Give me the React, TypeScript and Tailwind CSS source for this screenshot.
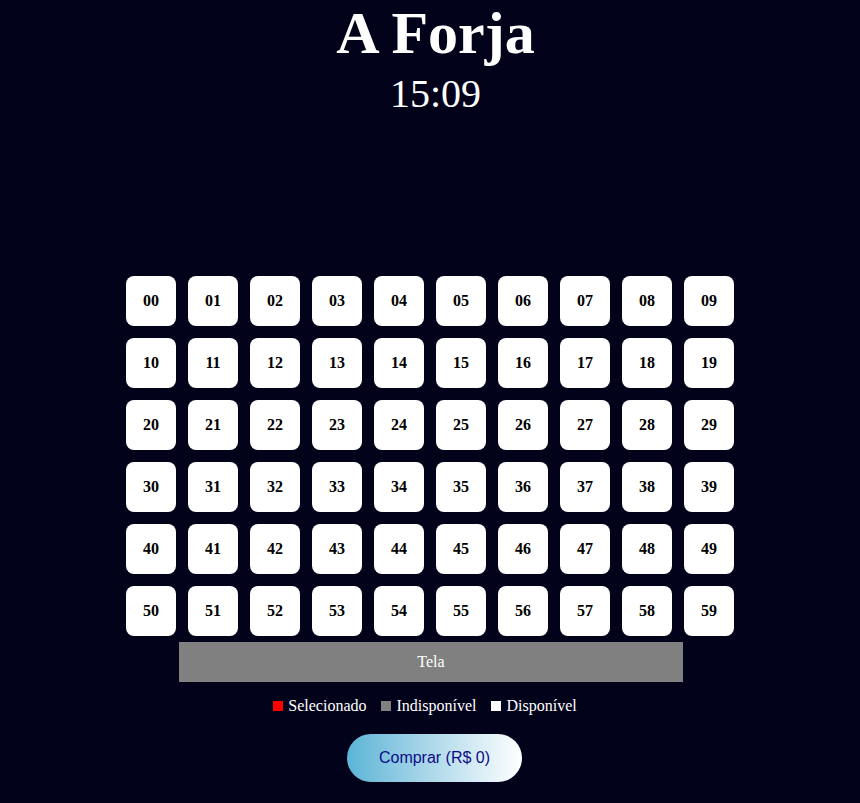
import { useState } from 'react'

const serif = { fontFamily: '"Liberation Serif", "Times New Roman", serif' }

export default function App() {
  const [selected] = useState<number[]>([])
  const seats = Array.from({ length: 60 }, (_, i) => i)

  return (
    <div className="min-h-[803px] w-full bg-[#02021a] text-white" style={serif}>
      <div className="flex flex-col items-center">
        <h1 className="pl-[11px] text-[60px] font-bold leading-[66px]">A Forja</h1>
        <p className="mt-[6px] pl-[11px] text-[40px] leading-[44px]">15:09</p>

        <div className="mt-[160px] grid grid-cols-10 gap-[12px]">
          {seats.map((n) => (
            <button
              key={n}
              className={
                'flex h-[50px] w-[50px] items-center justify-center rounded-[8px] text-[16px] font-bold text-black ' +
                (selected.includes(n) ? 'bg-[#ff0000]' : 'bg-white')
              }
              style={serif}
            >
              {String(n).padStart(2, '0')}
            </button>
          ))}
        </div>

        <div className="mt-[6px] ml-[2px] flex h-[40px] w-[504px] items-center justify-center bg-[#808080] text-[16px]">
          Tela
        </div>

        <div className="mt-[15px] flex items-center gap-[15px] pr-[10px] text-[16px] leading-[18px]">
          <span className="flex items-center gap-[5px]">
            <span className="h-[10px] w-[10px] bg-[#ff0000]" />
            Selecionado
          </span>
          <span className="flex items-center gap-[5px]">
            <span className="h-[10px] w-[10px] bg-[#808080]" />
            Indisponível
          </span>
          <span className="flex items-center gap-[5px]">
            <span className="h-[10px] w-[10px] bg-white" />
            Disponível
          </span>
        </div>

        <button
          className="mt-[19px] ml-[9px] h-[48px] w-[175px] rounded-full bg-gradient-to-r from-[#5ab4d6] to-white text-[16px] text-[#0c0c86]"
          style={{ fontFamily: '"Liberation Sans", Arial, sans-serif' }}
        >
          Comprar (R$ 0)
        </button>
      </div>
    </div>
  )
}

──────

**Exercise prompt:** Transcribe the listing in full and omit the pictures.

**Exercise output:**
Give me the React, TypeScript and Tailwind CSS source for this screenshot.
import { useState } from 'react'

const serif = { fontFamily: '"Liberation Serif", "Times New Roman", serif' }

export default function App() {
  const [selected] = useState<number[]>([])
  const seats = Array.from({ length: 60 }, (_, i) => i)

  return (
    <div className="min-h-[803px] w-full bg-[#02021a] text-white" style={serif}>
      <div className="flex flex-col items-center">
        <h1 className="pl-[11px] text-[60px] font-bold leading-[66px]">A Forja</h1>
        <p className="mt-[6px] pl-[11px] text-[40px] leading-[44px]">15:09</p>

        <div className="mt-[160px] grid grid-cols-10 gap-[12px]">
          {seats.map((n) => (
            <button
              key={n}
              className={
                'flex h-[50px] w-[50px] items-center justify-center rounded-[8px] text-[16px] font-bold text-black ' +
                (selected.includes(n) ? 'bg-[#ff0000]' : 'bg-white')
              }
              style={serif}
            >
              {String(n).padStart(2, '0')}
            </button>
          ))}
        </div>

        <div className="mt-[6px] ml-[2px] flex h-[40px] w-[504px] items-center justify-center bg-[#808080] text-[16px]">
          Tela
        </div>

        <div className="mt-[15px] flex items-center gap-[15px] pr-[10px] text-[16px] leading-[18px]">
          <span className="flex items-center gap-[5px]">
            <span className="h-[10px] w-[10px] bg-[#ff0000]" />
            Selecionado
          </span>
          <span className="flex items-center gap-[5px]">
            <span className="h-[10px] w-[10px] bg-[#808080]" />
            Indisponível
          </span>
          <span className="flex items-center gap-[5px]">
            <span className="h-[10px] w-[10px] bg-white" />
            Disponível
          </span>
        </div>

        <button
          className="mt-[19px] ml-[9px] h-[48px] w-[175px] rounded-full bg-gradient-to-r from-[#5ab4d6] to-white text-[16px] text-[#0c0c86]"
          style={{ fontFamily: '"Liberation Sans", Arial, sans-serif' }}
        >
          Comprar (R$ 0)
        </button>
      </div>
    </div>
  )
}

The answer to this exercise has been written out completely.